Le Collège de Sociologie (1937-1939). Une institution indisciplinée

Publié le par Alexandre Gefen

Journée d’études : Le Collège de Sociologie (1937-1939). Une institution indisciplinée

Le 8 juin 2012, EHESS, salle 3, RdC, bât. Le France, 190-198 av de France 75013 Paris.

 

9h00 : Accueil

9h15 : Introduction, Pierre Antoine Fabre (EHESS) et Muriel Pic

(EHESS/Université de Neuchâtel)

 

Matinée (9h30-12h15)

Président de séance : François Trémolières (CARE-CRH/EHESS– Université de Paris Ouest-Nanterre-La-Défense)

 

9h30-10h00 : Le règne animal de l’esprit (Denis Hollier, Université de New-York)

 

10h00-10h30 : Le sacré au Collège : ébauches d’un rituel (Philippe Borgeaud, Université de Genève)

 

10h30-10h45 : pause café

 

10h45-11h15 : La Compagnie de Jésus au Collège de Sociologie

(Pierre Antoine Fabre, CARE-CRH/EHESS)

 

11h15-11h45 : Caillois. La mort aux trousses (Philippe Roger, CRAL/EHESS)

 

11h45-12h15 : discussion générale

 

Après-midi (14h00-18h)

Président de séance : Jean Jamin (LAHIC-IIAC/EHESS)

 

14h00-14h30 : Roger Caillois et l’esthétique des insectes (Laurent Jenny, Université de Genève)

 

14h30-15h00 : L’image du sacré, entre relation sociale et relation

poétique.
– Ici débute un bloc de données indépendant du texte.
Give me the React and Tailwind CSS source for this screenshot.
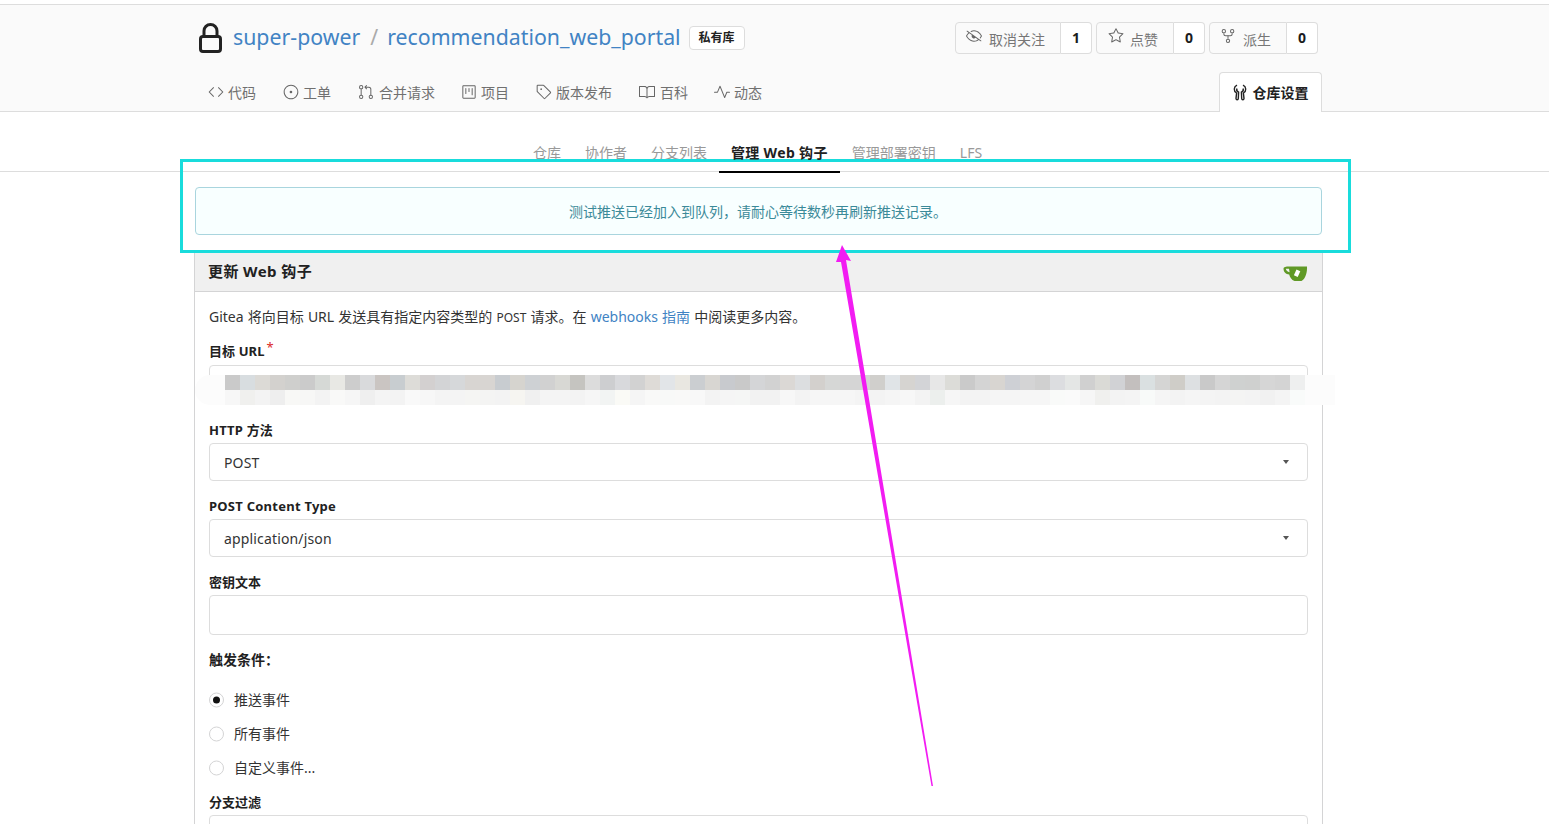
import {
    GoCode,
    GoIssueOpened,
    GoGitPullRequest,
    GoProject,
    GoTag,
    GoBook,
    GoPulse,
    GoEyeClosed,
    GoStar,
    GoRepoForked,
} from "react-icons/go";

const repoTabs = [
    { name: "代码", icon: GoCode, text: "ml-[4px] mr-[1px]" },
    { name: "工单", icon: GoIssueOpened, text: "ml-[4px] mr-[1px]" },
    { name: "合并请求", icon: GoGitPullRequest, text: "ml-[5px]" },
    { name: "项目", icon: GoProject, text: "ml-[4px] mr-[1px]" },
    { name: "版本发布", icon: GoTag, text: "ml-[4px] mr-[1px]" },
    { name: "百科", icon: GoBook, text: "ml-[5px]" },
    { name: "动态", icon: GoPulse, text: "ml-[4px] mr-[1px]" },
];

const subTabs = ["仓库", "协作者", "分支列表", "管理 Web 钩子", "管理部署密钥", "LFS"];

// colours of the blurred squares hiding the url
const topRow = [
    "cacaca", "d8dde0", "dcdad6", "d3d1ce", "cfcfcd", "cbcbcb", "d6d9d6", "e8e8e4", "cdcdcd", "d9dadc", "cac5c2", "c8cdd0",
    "dddcd8", "d3d0d0", "d3d4d6", "d6d8da", "d8d5d2", "d8d5d2", "c8ccd0", "d6d4cf", "ced1d4", "d1d1d1", "d8d8d4", "c5c4c0",
    "dcdcdc", "cdced0", "d8d9dc", "d2d2d2", "dedbd7", "e2e5e8", "e9e7e1", "cbced1", "d8d6d2", "c8cace", "c9c9c9", "d4d5d7",
    "d2d2d2", "dbd8d5", "dcdee0", "d3d0cd", "d6d7d6", "d5d5d5", "d5d5d5", "d0cfcc", "e0e4e7", "d6d4d1", "d3d4d7", "e7e7e7",
    "dcdcd8", "cacaca", "d4d4d4", "d8d5d1", "ced0d5", "d4d4d5", "d0d0d0", "dcdde0", "e4e6e5", "d0d0d0", "dadad6", "d1d2d5",
    "c3bfbe", "dae0e1", "d5d5d4", "cfcdc8", "dde0e2", "c9c9c9", "d5d5d5", "cfd1d0", "cfd0cf", "d6d6d6", "d4d4d4", "eeefef",
];

const bottomRow = [
    "f7f7f7", "f0f0ee", "f3f3f3", "eeeeee", "f8f8f6", "f7f7f6", "f3f3f3", "f9f9f8", "f6f6f6", "efefef", "f4f4f4", "f3f3f3",
    "f9f9f9", "f7f7f7", "f4f4f4", "f4f4f4", "f5f5f3", "f4f4f3", "f3f3f3", "f6f5f1", "f0f0f0", "f4f4f4", "f4f4f4", "f3f3f3",
    "f6f6f6", "f2f4f3", "fafaf6", "f5f5f5", "f9f9f8", "f8f9f8", "f9f9f8", "f8f8f8", "f3f3f3", "f5f5f5", "f5f6f5", "f2f2f2",
    "f2f2f2", "f7f7f7", "f3f3f3", "f6f6f6", "f6f6f6", "f6f6f6", "f4f4f4", "f3f3f3", "f5f5f5", "f7f7f7", "f3f3f3", "ecefed",
    "f6f6f6", "f3f3f3", "f3f3f3", "f5f5f5", "f5f5f5", "f6f6f6", "f6f6f6", "f9faf9", "fafafa", "f6f6f6", "f0f0ee", "f3f3f3",
    "f4f4f4", "f8faf9", "f5f5f5", "f3f3f3", "f5f5f5", "f4f4f4", "f3f3f3", "f4f4f3", "f3f3f3", "f1f1f1", "f4f4f4", "f9fbfa",
];

const Lock = () => (
    <svg width="23" height="30" viewBox="0 0 23 30" className="shrink-0">
        <path d="M5 14V8a6.500 6.500 0 0 1 13 0v6" fill="none" stroke="#222" strokeWidth="3" />
        <rect x="1.500" y="13.500" width="20" height="15" rx="2.500" fill="none" stroke="#222" strokeWidth="3" />
    </svg>
);

const Wrench = () => (
    <svg width="14" height="17" viewBox="0 0 14 17" fill="none" stroke="#222" strokeWidth="1.400">
        <path d="M4 1.200C.6 2.800.3 7 3.600 9L3 14.300C2.900 16.200 5.200 16.200 5.300 14.500L5.600 8.200C4.200 7.500 3.400 5.800 4 4.500M10 1.200C13.400 2.800 13.700 7 10.400 9L11 14.300C11.100 16.200 8.800 16.200 8.700 14.500L8.400 8.200C9.800 7.500 10.600 5.800 10 4.500" />
    </svg>
);

const GiteaCup = () => (
    <svg width="25" height="17" viewBox="0 0 25 17">
        <path d="M6 1.500h18c.4 5.500-1.500 12.500-5.500 14.500h-7C8.500 15 6.800 12 6.200 9.500 3 9.300.5 7 .5 3.500.5 2 3 1.500 6 1.500z" fill="#609926" />
        <path d="M2.800 3.800c1.200-.2 2.400-.2 3.200-.1l.6 3.500c-2-.2-3.500-1.500-3.800-3.400z" fill="#f0f0f0" />
        <path d="M13.500 4.500l3.800 1.800-2.600 5.700-3.800-1.800z" fill="#fff" />
    </svg>
);

const CountButton = ({ icon: Icon, label, count, labelClass }) => (
    <div className="flex h-[32px] text-sm">
        <div
            className={`flex items-center rounded-l border border-[#ddd] bg-[#fafafa] text-[#767676] ${labelClass}`}
        >
            <Icon size={16} className="-translate-y-[2px] text-[#666]" />
            <span className="translate-y-[2px]">{label}</span>
        </div>
        <div className="flex w-[31px] items-center justify-center rounded-r border border-l-0 border-[#ddd] bg-white font-bold text-[#1b1c1d]">
            {count}
        </div>
    </div>
);

const FieldLabel = ({ children, className = "text-[13px]" }) => (
    <div className={`mt-[16px] h-[18px] leading-[18px] font-bold text-[#212121] ${className}`}>
        {children}
    </div>
);

const SelectBox = ({ value }) => (
    <div className="mt-[4px] flex h-[38px] items-center justify-between rounded border border-[#ddd] pr-[18px] pl-[14px] text-sm tracking-[0.15px] text-[#333]">
        <span className="translate-y-[1px]">{value}</span>
        <span className="h-0 w-0 border-x-[3.5px] border-t-[4px] border-x-transparent border-t-[#555]" />
    </div>
);

const Radio = ({ label, checked }) => (
    <div className="flex h-[34px] items-center text-sm text-[#333]">
        <span className="flex h-[15px] w-[15px] -translate-y-[0.5px] items-center justify-center rounded-full border border-[#d4d4d5] bg-white">
            {checked && <span className="h-[7px] w-[7px] rounded-full bg-[#111]" />}
        </span>
        <span className="ml-[10px]">{label}</span>
    </div>
);

const App = () => {
    return (
        <div className="relative h-[824px] w-[1549px] overflow-hidden bg-white font-['Noto_Sans','Noto_Sans_CJK_SC',sans-serif]">
            {/* repo header */}
            <div className="mt-[4px] h-[108px] border-y border-[#ddd] bg-[#fafafa]">
                <div className="ml-[195px] w-[1127px]">
                    <div className="flex items-start justify-between px-[4px] pt-[17px]">
                        <div className="flex h-[32px] items-center">
                            <Lock />
                            <div className="-mt-[2px] flex items-center text-[21.3px]">
                                <span className="ml-[11px] text-[#4183c4]">super-power</span>
                                <span className="mr-[9px] ml-[10px] text-[#aaa]">/</span>
                                <span className="text-[#4183c4]">recommendation_web_portal</span>
                            </div>
                            <span className="ml-[8px] flex h-[24px] w-[56px] items-center justify-center rounded border border-[#ddd] bg-white text-xs font-bold text-[#222]">
                                私有库
                            </span>
                        </div>
                        <div className="flex gap-[4px]">
                            <CountButton icon={GoEyeClosed} label="取消关注" count="1" labelClass="w-[106px] gap-[7px] pl-[10px]" />
                            <CountButton icon={GoStar} label="点赞" count="0" labelClass="w-[78px] gap-[6px] pl-[11px]" />
                            <CountButton icon={GoRepoForked} label="派生" count="0" labelClass="w-[78px] gap-[7px] pl-[10px]" />
                        </div>
                    </div>
                    <div className="mt-[18px] flex h-[40px] items-center justify-between">
                        <div className="flex gap-[26px] pt-[1px] pl-[13px] text-sm text-[#707070]">
                            {repoTabs.map((tab) => (
                                <div key={tab.name} className="flex items-center">
                                    <tab.icon size={16} className="-translate-y-[1px] text-[#666]" />
                                    <span className={tab.text}>{tab.name}</span>
                                </div>
                            ))}
                        </div>
                        <div className="flex h-[40px] w-[103px] items-center justify-center gap-[6px] self-start rounded-t border border-b-0 border-[#ddd] bg-white text-sm font-bold text-[#212121]">
                            <Wrench />
                            仓库设置
                        </div>
                    </div>
                </div>
            </div>

            {/* settings sub navigation */}
            <div className="flex h-[60px] justify-center border-b border-[#ddd] pr-[34px]">
                {subTabs.map((tab) =>
                    tab === "管理 Web 钩子" ? (
                        <div
                            key={tab}
                            className="z-10 h-[61px] border-b-2 border-black px-[12px] pt-[31px] text-sm font-bold tracking-[0.35px] text-[#212121]"
                        >
                            {tab}
                        </div>
                    ) : (
                        <div key={tab} className="px-[12px] pt-[31px] text-sm text-[#999]">
                            {tab}
                        </div>
                    )
                )}
            </div>

            <div className="ml-[195px] w-[1127px]">
                <div className="mt-[15px] flex h-[48px] items-center justify-center rounded border border-[#a9d5de] bg-[#f8ffff] pt-[1px] pr-[1px] text-sm text-[#3b8a99]">
                    测试推送已经加入到队列，请耐心等待数秒再刷新推送记录。
                </div>

                {/* webhook form */}
                <div className="-mx-px mt-[15px] border border-[#d4d4d5]">
                    <div className="flex h-[41px] items-center justify-between border-b border-[#d4d4d5] bg-[#f0f0f0] pr-[14px] pl-[13px]">
                        <span className="text-[15px] font-bold tracking-[0.4px] text-[#212121]">更新 Web 钩子</span>
                        <span className="mt-[5px]">
                            <GiteaCup />
                        </span>
                    </div>
                    <div className="px-[14px] pt-[15px] pb-[40px]">
                        <p className="h-[20px] text-sm leading-5 [word-spacing:0.5px] text-[#333]">
                            Gitea 将向目标 URL 发送具有指定内容类型的 <span className="text-xs">POST</span> 请求。在{" "}
                            <span className="text-[#4183c4]">webhooks 指南</span> 中阅读更多内容。
                        </p>
                        <FieldLabel className="-translate-y-[1px] text-[13px] tracking-[0.1px]">
                            目标 URL<span className="relative -top-[4px] ml-[2px] font-normal text-[#db2828]">*</span>
                        </FieldLabel>
                        <div className="mt-[4px] h-[40px] rounded border border-[#ddd]" />
                        <FieldLabel className="text-[13px] tracking-[0.2px]">HTTP 方法</FieldLabel>
                        <SelectBox value="POST" />
                        <FieldLabel className="text-[13px] tracking-[0.25px]">POST Content Type</FieldLabel>
                        <SelectBox value="application/json" />
                        <FieldLabel>密钥文本</FieldLabel>
                        <div className="mt-[4px] h-[40px] rounded border border-[#ddd]" />
                        <FieldLabel className="text-sm">触发条件：</FieldLabel>
                        <div className="mt-[14px]">
                            <Radio label="推送事件" checked />
                            <Radio label="所有事件" />
                            <Radio label="自定义事件..." />
                        </div>
                        <div className="-mt-[8px]">
                            <FieldLabel>分支过滤</FieldLabel>
                        </div>
                        <div className="mt-[4px] h-[40px] rounded border border-[#ddd]" />
                    </div>
                </div>
            </div>

            {/* pixelated url covering the input */}
            <div className="absolute top-[375px] left-[195px] h-[30px] w-[1140px] rounded-l-2xl bg-[#fcfcfc] pl-[30px]">
                <div className="flex h-[15px]">
                    {topRow.map((c, i) => (
                        <span
                            key={i}
                            className="h-[15px] w-[15px] shrink-0"
                            style={{ backgroundColor: `#${c}` }}
                        />
                    ))}
                </div>
                <div className="flex h-[15px]">
                    {bottomRow.map((c, i) => (
                        <span
                            key={i}
                            className="h-[15px] w-[15px] shrink-0"
                            style={{ backgroundColor: `#${c}` }}
                        />
                    ))}
                </div>
            </div>

            {/* annotation drawn over the page */}
            <div className="pointer-events-none absolute top-[159px] left-[180px] h-[94px] w-[1171px] border-[3px] border-[#19dcdc]" />
            <svg className="pointer-events-none absolute top-0 left-0" width="1549" height="824">
                <polygon points="842,245 851,261 846,260 933,786 931.500,786 841,262 836,262" fill="#f21cf2" />
            </svg>
        </div>
    );
};

export default App;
Leiris et le Collège de Sociologie 

(Dominique Kunz-Westerhoff, Université de Lausanne)

 

15h00-15h30 : Discussion

 

15h30-15h45 : pause café

 

15h45-16h15 : Une sociologie du langage (Martin Rueff, Université

de Genève)

 

16h15-16h45 : Penser au moment du danger. Le Collège et l’Institut de recherche sociale 

(Muriel Pic, FNS-Université de Neuchâtel/EHESS)

 

16h45-17h15 : La colère oubliée

(Georges Didi-Huberman,CEHTA-CRAL/EHESS)

 

17h15-17h45 : discussion générale

 

17h45 : Propositions finales par Vincent Descombes (CESPRA-EHESS)

 

 

Responsables : Pierre-Antoine Fabre (directeur d’études EHESS/CRH-CARE) et Muriel Pic (Chargée de conférence à l’EHESS, chercheur FNS à l’université de Neuchâtel)                    

Argument

                La conférence d’abord obscure [] (les visages autour de moi me plaisent et la salle est charmante tapissée de livres ; dans le fond de belles reliures, des rayons où se balancent quelques livres plus rares, j’ai les coudes dans des livres. On fume à sa guise ; des gens feuillètent même des ouvrages) puis captivante. Bataille, évocation du mardi-gras dans son enfance, sentiment de la peur voluptueuse, les yeux des masques, les chienlits, la petite fille écrasée – son cadavre.

 

Edith Boissonnas, Journal pour moi seule, 21 février 1939, fonds Boissonnas, Bibliothèque Publique et Universitaire de Neuchâtel, ©Unine.

 

 

Entre 1937 et 1939, se sont tenues dans l’arrière salle d’une librairie à Paris un ensemble de conférences animées, principalement, par Georges Bataille, Roger Caillois et Michel Leiris. De ces dernières, nous conservons le dossier magistralement réalisé par Denis Hollier qui réunit documents, notes, témoignages, publications. Sise entre littérature, anthropologie, sociologie politique et religieuse, la communauté du Collège a davantage été l’objet de procès historico-politiques que d’une investigation intellectuelle croisant les disciplines et les points de vue. Dans cette perspective, nous souhaiterions revenir sur les enjeux intellectuels et historiques d’une pensée collective multi-disciplinaire qui, à une époque de tension politique extrême, s’interroge sur les fondements du système social.

 

A l’été 1937, alors qu’il annonce la fondation du Collège de Sociologie et le début de ses activités en octobre, Bataille livre aux lecteurs de la revue Acéphale une « chronique nietzschéenne ». Il y formule le constat d’une crise exigeant de réévaluer la notion même de critique. « L’apogée d’une civilisation est une crise qui désagrège l’existence sociale. […] Les deux sens, passif et actif, du mot critique – mis en question et mettant en question – rendent compte avec une netteté suffisante de l’identification qui doit être faite entre civilisation se développant et crise ». C’est entre la conscience d’un moment critique, le péril, et la volonté d’une pensée critique, l’analyse, que naît le Collège de Sociologie.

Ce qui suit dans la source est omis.